When we explore the idea of similarity in transformations, it’s cool to see how methods like dilation help us understand scale. But what does that really mean? Let’s break it down to understand why these transformations are so important.

1. What is Similarity?

In geometry, similarity means that two shapes can be different in size but still look the same. When we use transformations, especially dilation, it shows how we can make a shape bigger or smaller while keeping the same proportions.

2. What is Dilation?

Dilation is when we change the size of a shape using a scale factor. For example, if you have a triangle and you use a scale factor of 2, every side of the triangle gets twice as long, but the angles stay the same. Here’s what to know:

• Scale Factor:
  • If the scale factor is more than 1, the shape gets bigger.
  • If it’s between 0 and 1, the shape gets smaller.

3. Congruence vs. Similarity

Congruence means that two shapes are exactly the same in size and shape. On the other hand, similarity focuses on how the dimensions relate to each other. This is where transformations become really handy!
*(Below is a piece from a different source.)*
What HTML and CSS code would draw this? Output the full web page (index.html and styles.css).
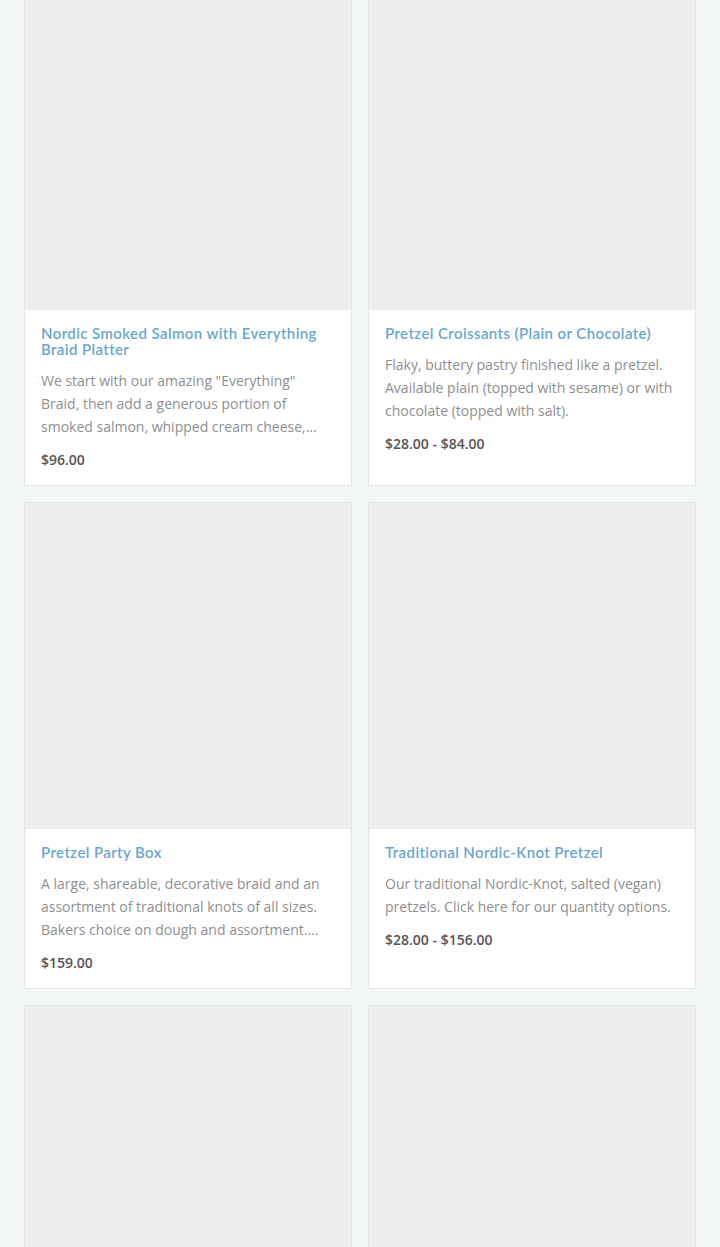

When you dilate a shape, the ratios of the sides of similar figures stay the same. For example:

$$\frac{AB}{A'B'} = \frac{AC}{A'C'}$$

Here, $AB$ and $A'B'$ are the sides of the original triangle and the resized triangle.

4. Seeing Transformations

Using transformations helps students see these ideas more clearly. When you can change a triangle to be larger or smaller without changing its angles, it really makes the concept of scale and similarity click.

Conclusion

In the end, understanding transformations like dilation helps us better grasp the idea of similarity. It shows how shapes can have the same proportions even when they are different sizes. This makes studying geometry not just about theory, but also a fun and visual experience!